The West’s discomfort with the Northern Alliance is not surprising. The Northern Alliance is, after all, the Mujahideen: the American-sponsored monster created in the 1980s to fight the Soviet Union, and whose subsequent rule of Afghanistan was marked by chaos and barbarity, as numerous factions fought among each other. But the movement’s dubious record is only part of the reason why the US-led alliance’s position towards the Northern Alliance over the past couple of months has been ridden with ambivalence and turnarounds.
This shifting position reflects the extent to which, in this confused and incoherent war, policy has been made on the hoof – guided less by clear aims, than by playing catch-up in response to events on the ground.

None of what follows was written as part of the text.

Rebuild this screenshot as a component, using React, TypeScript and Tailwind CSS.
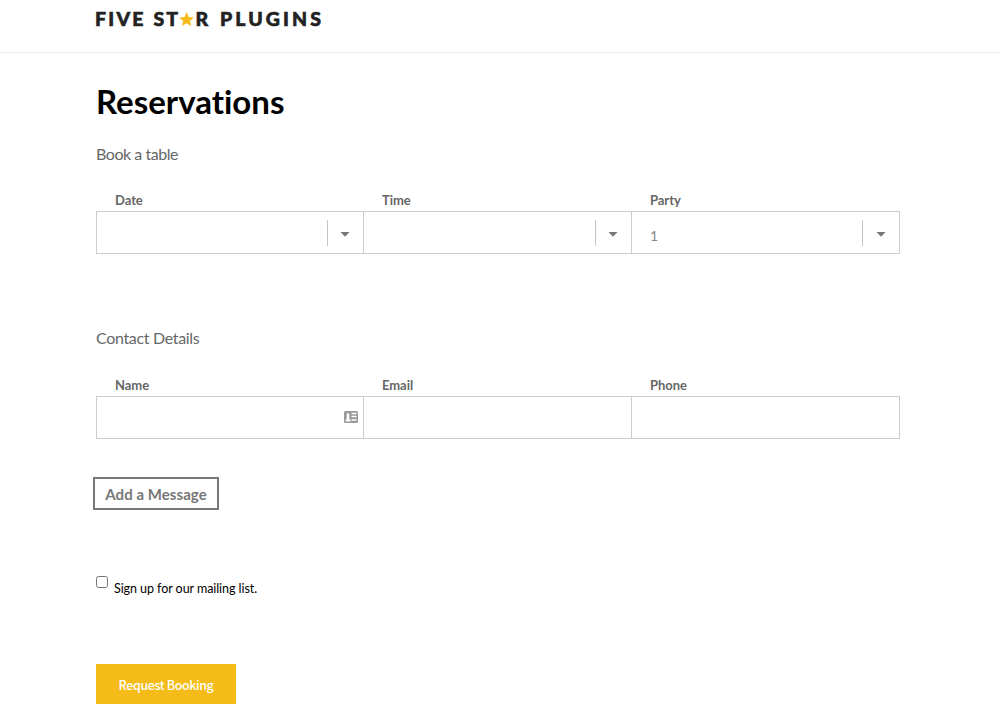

Back on 25 September, US president George W Bush declared that America was not interested in ‘nation building’ or supplanting regimes (1). The aim was to capture or destroy Osama bin Laden and his al-Qaeda network (‘we’re focused on justice, and we’re going to get justice’), not to oust the Taliban and create a new government.
But even then, Bush mixed his message, by also urging the cooperation of citizens within Afghanistan ‘who may be tired of having the Taliban in place’. Pakistan – opposed to a Northern Alliance regime in Afghanistan – worried that by this he meant the Northern Alliance, and made strident calls not to ‘give assistance to one side or the other in Afghanistan’: ‘We must not make the blunder of trying to foist a government on the people of Afghanistan.’ (2)

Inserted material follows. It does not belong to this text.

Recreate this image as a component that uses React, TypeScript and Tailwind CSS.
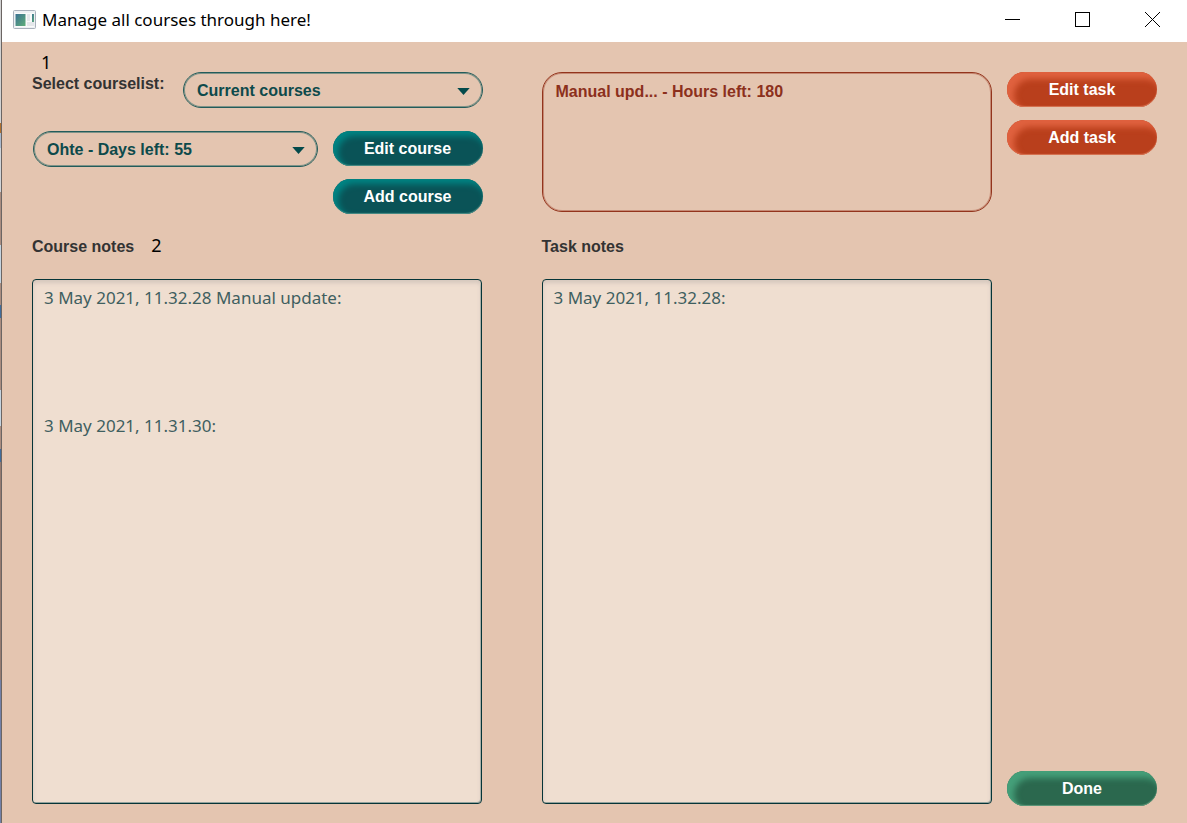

After Pakistan expressed concern, Bush backtracked on his suggestion that bringing down the Taliban was a war aim (3). It seems that the administration was not sure at this point whether bringing down the Taliban was a war aim or not. Reports claimed that some military advisers supported bringing down the Taliban as a means to hunting down bin Laden, while others, such as US secretary of state Colin Powell, did not (4).
On 1 October, it emerged that the USA had already approved covert funding of opposition groups – both the Pashtun groups of the south and the Northern Alliance. US defence secretary Donald Rumsfeld told a US TV programme that: ‘there are any number of people in Afghanistan…that oppose the Taliban. We need to recognise the value they bring to this anti-terrorist, anti-Taliban effort and find ways to assist them.’ (5) But the USA was still keen not to appear to be ‘nation building’. Ari Fleischer, spokesman for President Bush, said that ‘the USA is not going to get into the business of choosing who rules Afghanistan’ (6).

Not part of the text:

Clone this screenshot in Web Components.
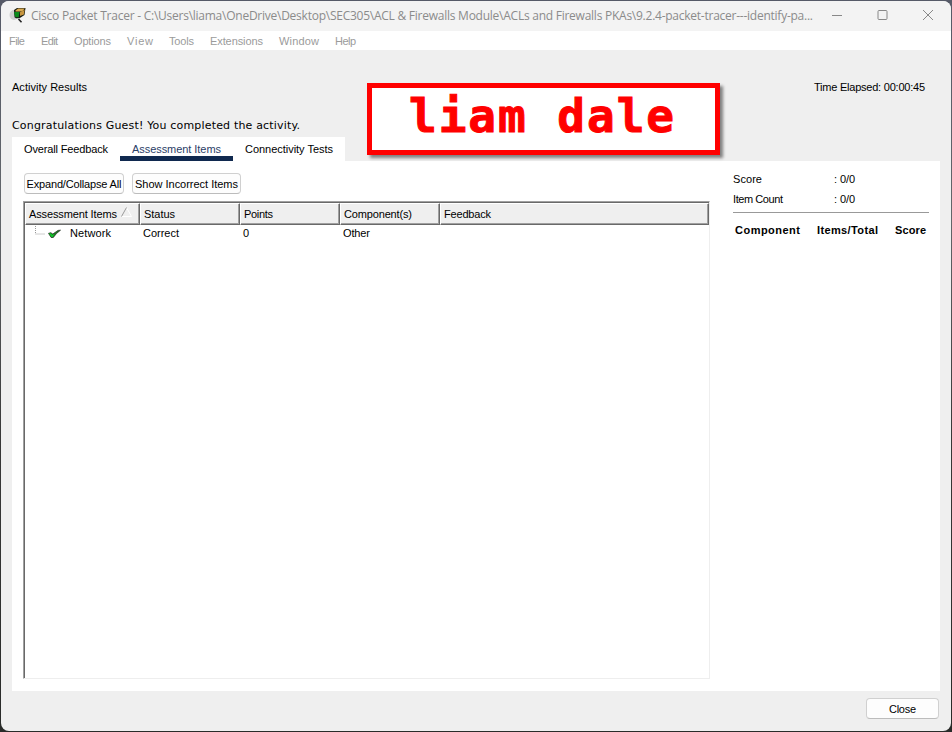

The UK government seemed to be equally unhappy about supporting the Northern Alliance. On 4 October, British sources were reported as saying that they were not yet pressing for the overthrow of the Taliban, as any move to give full backing to the Northern Alliance would infuriate Pakistan (7). On 6 October it was reported that UK officials were adamant that the Northern Alliance would not be allowed to take charge – one official said that such a move would be a ‘recipe for disaster’ (8).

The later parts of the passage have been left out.